The Traditional Method: Creating Black Powder
Traditional black powder consists of a mechanical mixture of an oxidizer, a fuel, and a stabilizer. The core components are potassium nitrate (saltpeter), charcoal, and sulfur. The modern standard ratio is 75% potassium nitrate, 15% charcoal, and 10% sulfur by weight.
The process begins with the purification of the raw ingredients, particularly potassium nitrate, which must be dried to remove atmospheric moisture. Each component is then individually ground into a fine powder to maximize the surface area and ensure intimate contact between the particles. This extensive milling is necessary because the propellant’s ultimate power depends on how closely the fuel and oxidizer are mixed.
The finely powdered ingredients are combined with water to create a slurry or cake-like mass. This moist mixing, known as incorporation, is far more effective than dry blending because it prevents the components from separating during transport. This cake is then forced through a screen or sieve to break it into small, irregularly shaped granules, a process called corning or granulation.
Corning is an important step that controls the powder’s burn rate; larger grains burn slower than smaller ones. This allows manufacturers to create different grades for various uses, such as cannons or small arms. The final step involves tumbling the dried grains in a barrel with graphite, known as glazing. This coating makes the powder safer to handle by reducing dust and making the grains more resistant to moisture absorption.
The Modern Method: Manufacturing Smokeless Propellants
Modern propellants, known as smokeless powder, represent a chemical departure from black powder, relying on chemical synthesis. The primary ingredient is nitrocellulose, which is cellulose treated with a mixture of nitric and sulfuric acids. This process, called nitration, replaces the hydroxyl groups in the cellulose with nitronium ions, creating a powerful energetic molecule.

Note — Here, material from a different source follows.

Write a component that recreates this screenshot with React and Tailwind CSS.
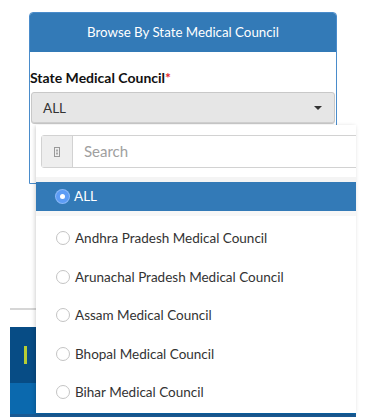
import { useState } from 'react';

const COUNCILS = [
  'ALL',
  'Andhra Pradesh Medical Council',
  'Arunachal Pradesh Medical Council',
  'Assam Medical Council',
  'Bhopal Medical Council',
  'Bihar Medical Council',
];

function Radio({ checked }) {
  if (checked) {
    return (
      <span className="flex h-[13px] w-[13px] shrink-0 items-center justify-center rounded-full bg-[#5c9cf5] shadow-[0_0_0_1px_#8ab8f8]">
        <span className="h-[5px] w-[5px] rounded-full bg-white" />
      </span>
    );
  }
  return <span className="h-[14px] w-[14px] shrink-0 rounded-full border border-[#c4c4c4] bg-white" />;
}

export default function App() {
  const [selected, setSelected] = useState('ALL');

  return (
    <div className="relative h-[419px] w-[371px] overflow-hidden bg-white font-['Lato','Open_Sans',sans-serif] text-[14px] text-[#333]">
      {/* Page underneath */}
      <div className="ml-[10px] w-[346px]">
        <div className="ml-[19px] mt-[12px] h-[172px] w-[308px] rounded-t-[4px] border border-[#4a8ccb]">
          <div className="flex h-[39px] items-center justify-center rounded-t-[3px] bg-[#337ab7] text-[13.3px] text-white">
            Browse By State Medical Council
          </div>
          <div className="pt-[16px]">
            <p className="text-[14px] font-bold leading-[20px] text-[#111]">
              State Medical Council<span className="text-[#e3262b]">*</span>
            </p>
            <div className="mx-[1px] mt-[4px] flex h-[32px] items-center justify-between rounded-[3px] border border-[#c8c8c8] bg-[#e6e6e6] pl-[11px] pr-[12px] text-[13.5px] shadow-[inset_0_-1px_0_#d0d0d0]">
              <span>{selected}</span>
              <span className="h-0 w-0 border-x-[4px] border-t-[4px] border-x-transparent border-t-[#333]" />
            </div>
          </div>
        </div>

        <div className="mt-[124px] h-[2px] bg-[#d6d6d6]" />
        <div className="mt-[17px] flex h-[56px] items-center bg-[#074c85] pl-[14px]">
          <span className="h-[18px] w-[3px] bg-[#b7cd35]" />
        </div>
        <div className="h-[31px] bg-[#0b69ae]" />
        <div className="h-[3px] bg-[#1a5a93]" />
      </div>

      {/* Open dropdown menu */}
      <div className="absolute left-[36px] top-[125px] h-[288px] w-[320px] overflow-hidden bg-white shadow-[-1px_1px_4px_rgba(0,0,0,0.18)]">
        <div className="px-[5px] pt-[10px]">
          <div className="flex h-[33px] w-[340px] rounded-[3px] border border-[#d2d2d2]">
            <div className="flex w-[31px] items-center justify-center border-r border-[#d2d2d2] bg-[#eeeeee]">
              <svg width="6" height="10" viewBox="0 0 6 10">
                <rect x="0.5" y="0.5" width="5" height="9" fill="none" stroke="#999" strokeWidth="1" />
                <rect x="2" y="2.5" width="2" height="2" fill="#aaa" />
                <rect x="2" y="5.5" width="2" height="2" fill="#aaa" />
              </svg>
            </div>
            <input
              className="flex-1 bg-white pl-[11px] text-[15px] text-[#333] outline-none placeholder:text-[#a0a0a0]"
              placeholder="Search"
            />
          </div>
        </div>
        <div className="mt-[9px] h-[5px] bg-[#f4f4f4]" />
        {COUNCILS.map((name, i) => {
          const active = name === selected;
          return (
            <div key={name}>
              <button
                onClick={() => setSelected(name)}
                className={`flex w-full items-center gap-[5px] pl-[20px] text-left ${
                  active ? 'h-[29px] bg-[#337ab7] text-white' : 'h-[38.5px] text-[#333]'
                } ${i === 1 ? 'mt-[3px]' : ''}`}
              >
                <Radio checked={active} />
                <span className="text-[13.5px]">{name}</span>
              </button>
              {active && <div className="h-[5px] bg-[#f7f7f7]" />}
            </div>
          );
        })}
      </div>
    </div>
  );
}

Once nitrated, the nitrocellulose fibers undergo purification to remove residual acids and unstable esters, which is essential for stabilizing the propellant. The purified nitrocellulose is then treated with a solvent, such as a mixture of ether and alcohol, to soften and dissolve the fibers, forming a rubbery, plastic-like substance called a colloid. This process, known as gelatinization, transforms the fibrous material into a dense, homogeneous mass.
Smokeless propellants are categorized based on their energetic components. Single-base powders contain only nitrocellulose, while double-base powders incorporate nitroglycerin into the colloid. Triple-base powders add a third energetic component, nitroguanidine, which reduces the flame temperature and erosion in large-caliber gun barrels. Nitroglycerin in double-base powders increases energy and acts as a plasticizer, stabilizing the mixture.
The colloidal mass is then forced through dies under high pressure in a process called extrusion, which shapes the propellant into precise geometric forms, such as flakes, perforated cylinders, or strips. The specific shape and size of these propellant grains are engineered to control the rate at which the powder burns. Propellants are designed for neutral or progressive burning, meaning gas production remains constant or increases as the grain burns, providing a sustained push to the projectile. The final product is dried to remove volatile solvents before being blended into a uniform batch for commercial use.